We use too small databases in our testing procedures. We don’t capture performance issues early and we waste too much time running load tests. In some cases like schema migrations, we have no tests at all to verify if they’re okay to be deployed. This decreases our velocity, breaks our applications, and stops us from being agile. We need a solution to all these issues. The solution is database guardrails.

Database guardrails can analyze our queries, schema migrations, configurations, and database designs right when we’re working on the code changes. We don’t need to run our commits through the pipelines or load tests. Instead, we can get the checks done entirely in our IDE and developer environments. Database guardrails use observability and projection to the production database to check the execution plans, statistics, and configurations to verify if all is going to work well after deployment.

Understanding Instead of Watching

Once we deploy to production, many things can change over time. CPU load may spike, memory usage may increase, data size may grow, and data distribution may change. We need to notice these issues early and work fast to fix them. However, that is not enough. We shouldn’t accept how monitoring tools work today. They just swamp us with raw signals and expect us to do the reasoning. They only show that the CPU load increased but they don’t present explain why it happened. We are the ones responsible for investigating the issue and explaining the root cause. This must change.

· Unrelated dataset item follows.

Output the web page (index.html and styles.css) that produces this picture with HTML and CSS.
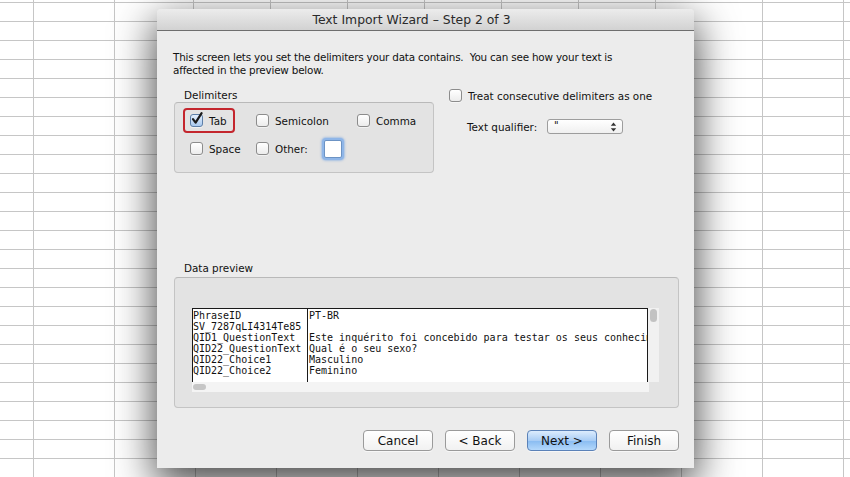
FILE: index.html
```html
<!DOCTYPE html>
<html>
<head>
<meta charset="utf-8">
<title>Text Import Wizard</title>
<link rel="stylesheet" href="styles.css">
</head>
<body>
<div class="topstrip"></div>
<div class="dialog">
  <div class="titlebar">Text Import Wizard – Step 2 of 3</div>
  <div class="content">
    <p class="intro">This screen lets you set the delimiters your data contains.&nbsp; You can see how your text is<br>affected in the preview below.</p>
    <div class="options">
      <div class="delims">
        <div class="grouplabel">Delimiters</div>
        <div class="groupbox delimbox">
          <label class="item hl"><span class="cb checked"><svg width="16" height="16" viewBox="0 0 16 16"><path d="M4 8.2 L6.6 11.6 L12.6 2.2" fill="none" stroke="#1b1b1b" stroke-width="2.2" stroke-linecap="round" stroke-linejoin="round"/></svg></span>Tab</label>
          <label class="item"><span class="cb"></span>Semicolon</label>
          <label class="item"><span class="cb"></span>Comma</label>
          <label class="item"><span class="cb"></span>Space</label>
          <label class="item"><span class="cb"></span>Other:<span class="otherbox"></span></label>
        </div>
      </div>
      <div class="rightcol">
        <label class="item plain"><span class="cb"></span>Treat consecutive delimiters as one</label>
        <div class="qual">
          <span class="quallabel">Text qualifier:</span>
          <span class="select"><span class="selval">"</span><svg class="arrows" width="7" height="10" viewBox="0 0 7 10"><path d="M3.5 0.5 L6.2 3.8 L0.8 3.8 Z M3.5 9.5 L6.2 6.2 L0.8 6.2 Z" fill="#333"/></svg></span>
        </div>
      </div>
    </div>
    <div class="grouplabel dplabel">Data preview</div>
    <div class="groupbox preview">
      <div class="pvrow">
        <div class="ptable">
          <div class="pcol c1"><div class="prow">PhraseID</div><div class="prow">SV_7287qLI4314Te85</div><div class="prow">QID1_QuestionText</div><div class="prow">QID22_QuestionText</div><div class="prow">QID22_Choice1</div><div class="prow">QID22_Choice2</div></div>
          <div class="pcol c2"><div class="prow">PT-BR</div><div class="prow">&nbsp;</div><div class="prow">Este inquérito foi concebido para testar os seus conhecim</div><div class="prow">Qual é o seu sexo?</div><div class="prow">Masculino</div><div class="prow">Feminino</div></div>
        </div>
        <div class="vscroll"><div class="vthumb"></div></div>
      </div>
      <div class="hscroll"><div class="hthumb"></div></div>
    </div>
    <div class="buttons">
      <button class="btn">Cancel</button>
      <button class="btn">&lt; Back</button>
      <button class="btn primary">Next &gt;</button>
      <button class="btn">Finish</button>
    </div>
  </div>
</div>
</body>
</html>
```
FILE: styles.css
```css
html, body {
  margin: 0;
  padding: 0;
  width: 850px;
  height: 477px;
  overflow: hidden;
}
body {
  background-color: #ffffff;
  background-image:
    linear-gradient(to right, #c6c6c6 1px, transparent 1px),
    linear-gradient(to bottom, #c6c6c6 1px, transparent 1px);
  background-size: 81px 100%, 100% 19px;
  background-position: 33px 0, 0 2px;
  font-family: "DejaVu Sans", "Liberation Sans", sans-serif;
  font-size: 10.4px;
  color: #111;
}
.topstrip {
  margin-left: 157px;
  width: 537px;
  height: 9px;
  background-color: #fff;
  background-image:
    linear-gradient(to right, #c6c6c6 1px, transparent 1px),
    linear-gradient(to bottom, #c6c6c6 1px, transparent 1px);
  background-size: 77px 100%, 100% 19px;
  background-position: 36px 0, 0 2px;
}
.dialog {
  margin-left: 157px;
  width: 537px;
  height: 459px;
  background: #ececec;
  border-radius: 4px 4px 0 0;
  box-shadow: 0 14px 42px 2px rgba(0,0,0,0.72);
  display: flex;
  flex-direction: column;
}
.titlebar {
  height: 21px;
  line-height: 21px;
  text-align: center;
  font-size: 12.4px;
  color: #2a2a2a;
  padding-right: 28px;
  background: linear-gradient(to bottom, #ececec, #d2d2d2);
  border-bottom: 1px solid #6e6e6e;
  border-radius: 4px 4px 0 0;
}
.content {
  padding: 0 15px 0 16px;
  display: flex;
  flex-direction: column;
}
.intro {
  margin: 20px 0 0 0;
  line-height: 13px;
  letter-spacing: -0.2px;
}
.options {
  display: flex;
  margin-top: 12px;
}
.grouplabel {
  line-height: 13px;
  margin-left: 11px;
}
.groupbox {
  background: #e3e3e3;
  border: 1px solid #c4c4c4;
  border-top-color: #b9b9b9;
  border-radius: 4px;
  margin-left: 1px;
}
.delimbox {
  box-sizing: content-box;
  display: grid;
  grid-template-columns: 66px 101px auto;
  grid-template-rows: 25px 25px;
  row-gap: 3px;
  padding: 5px 0 0 8px;
  width: 250px;
  height: 64px;
}
.item {
  display: flex;
  align-items: center;
  border: 2px solid transparent;
  border-radius: 4px;
  padding: 0 6px 0 5px;
  align-self: start;
  height: 21px;
  white-space: nowrap;
}
.item.hl {
  border-color: #c4262e;
  justify-self: start;
}
.cb {
  width: 11px;
  height: 11px;
  border: 1px solid #8c8c8c;
  border-radius: 3px;
  background: linear-gradient(to bottom, #ffffff, #ececec);
  margin-right: 6px;
  flex: none;
  position: relative;
  box-shadow: 0 1px 0 rgba(255,255,255,0.5);
}
.cb.checked {
  background: linear-gradient(to bottom, #e3effc, #a9c9ef);
  border-color: #5d7fa8;
}
.cb.checked svg {
  position: absolute;
  left: -2px;
  top: -4px;
}
.otherbox {
  width: 18px;
  height: 16px;
  margin-left: 16px;
  margin-top: 1px;
  background: #fff;
  border: 1px solid #6c93c4;
  box-shadow: 0 0 0 2px #8fb6e8, 0 0 2px 3px rgba(120,165,225,0.55);
  border-radius: 2px;
}
.rightcol {
  margin-left: 13px;
  display: flex;
  flex-direction: column;
}
.item.plain {
  height: 13px;
  padding: 0;
  margin-top: -2px;
}
.qual {
  display: flex;
  align-items: center;
  margin-top: 15px;
  margin-left: 20px;
}
.quallabel {
  width: 80px;
}
.select {
  height: 13px;
  border: 1px solid #9d9d9d;
  border-radius: 3px;
  background: linear-gradient(to bottom, #ffffff, #f0f0f0);
  display: flex;
  align-items: center;
  justify-content: space-between;
  padding: 0 5px 0 6px;
  box-sizing: content-box;
  width: 63px;
  font-size: 10px;
}
.selval {
  line-height: 13px;
  margin-top: -2px;
}
.dplabel {
  margin-top: 89px;
  margin-bottom: 2px;
}
.preview {
  width: 467px;
  height: 84px;
  padding: 30px 19px 15px 17px;
  box-sizing: content-box;
  display: flex;
  flex-direction: column;
}
.pvrow {
  display: flex;
  height: 74px;
}
.ptable {
  width: 455px;
  height: 73px;
  background: #fff;
  border: 1px solid #1a1a1a;
  border-bottom: none;
  display: flex;
  overflow: hidden;
  font-family: "DejaVu Sans Mono", "Liberation Mono", monospace;
  font-size: 10px;
  color: #111;
}
.pcol {
  padding-top: 2px;
  white-space: nowrap;
  overflow: hidden;
}
.prow {
  height: 11px;
  line-height: 9px;
}
.c1 {
  width: 114px;
  flex: none;
  border-right: 1px solid #1a1a1a;
}
.c2 {
  flex: 1;
  padding-left: 1px;
}
.vscroll {
  width: 11px;
  background: #f1f1f1;
  display: flex;
  justify-content: center;
}
.vthumb {
  width: 7px;
  height: 13px;
  margin-top: 1px;
  border-radius: 4px;
  background: #c2c2c2;
}
.hscroll {
  width: 457px;
  height: 10px;
  background: #f4f4f4;
  display: flex;
  align-items: center;
}
.hthumb {
  width: 13px;
  height: 6px;
  margin-left: 1px;
  border-radius: 3px;
  background: #c6c6c6;
}
.buttons {
  display: flex;
  justify-content: flex-end;
  gap: 12px;
  margin-top: 22px;
}
.btn {
  width: 70px;
  height: 21px;
  font-family: "DejaVu Sans", "Liberation Sans", sans-serif;
  font-size: 12px;
  color: #111;
  border: 1px solid #9a9a9a;
  border-radius: 4px;
  background: linear-gradient(to bottom, #ffffff, #f1f1f1);
  padding: 0;
  box-shadow: 0 1px 0 rgba(255,255,255,0.6);
}
.btn.primary {
  border-color: #5b82b8;
  background: linear-gradient(to bottom, #dcecfd 0%, #a9cdf5 50%, #88bbf1 51%, #b4d8fb 100%);
}
```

To move fast, we can’t troubleshoot on our own. We need to move from monitoring to observability. We need to get actionable insights instead of raw signals. We need to move from monitoring to observability and from seeing to understanding. Database guardrails can do that for us. They can connect the dots and show us how things interconnect, what the problem is, and how to fix it. Instead of “seeing the CPU load increasing”, we can “understand that the last deployment changed the query which in turn caused the index to not be used anymore which resulted in higher CPU usage”. The solution is to fix the query or the index.

Recommended reading: Observability vs Monitoring: Key Differences & How They Pair

The next step we need to take is to move from automated investigating to automated fixing. Many issues can be resolved automatically if we integrate our systems well. Observability tools can reason about performance and reliability, and they can create code or configuration changes on our behalf. These changes can be applied automatically, or we may need to approve them explicitly. This way, we can have the issues fixed immediately without any work done on our end.

Last but not least, we need to prevent issues from happening. We can’t move fast if we need to roll back often or if we fail along the way. Our goal is not to fix issues fast. Our ultimate goal is not to have the issues at all. This is what it takes to be agile. This may be hard to achieve and we may need to take many steps to get there, but this is the north start we’re aiming for.

Metis lets you avoid all these problems. Metis can check your changes even before you commit them to the repository. It analyzes queries, schema migrations, execution plans, performance, and correctness of everything you push through your pipelines Metis integrates with your CI/CD and prevents bad changes from reaching production. But it doesn’t stop there. Metis gives you observability around your production database and connects all the dots for you. It analyzes database-oriented metrics, monitors deployments, extensions, and configurations, fixes issues on your behalf, and alerts you when things can’t be fixed automatically. This way you can move faster and automate everything in your CI/CD pipeline.

Let’s Do It Now

Being agile in the database world is about preventing issues from happening, moving towards automated understanding and fixing, and having database-oriented checks along the way. We can’t use the same tools and processes as we did many years ago. We need to adopt a new approach and have tools that support us. Database guardrails give us all of that. They can protect our developers from creating slow code, analyze schemas and configurations, and verify every part of software development in our pipelines. They can also turn raw monitoring signals into automated understanding explaining what happened and how to fix it. We need that no matter where we work. The world will not get less complex and we need to build new tools and processes to move even faster.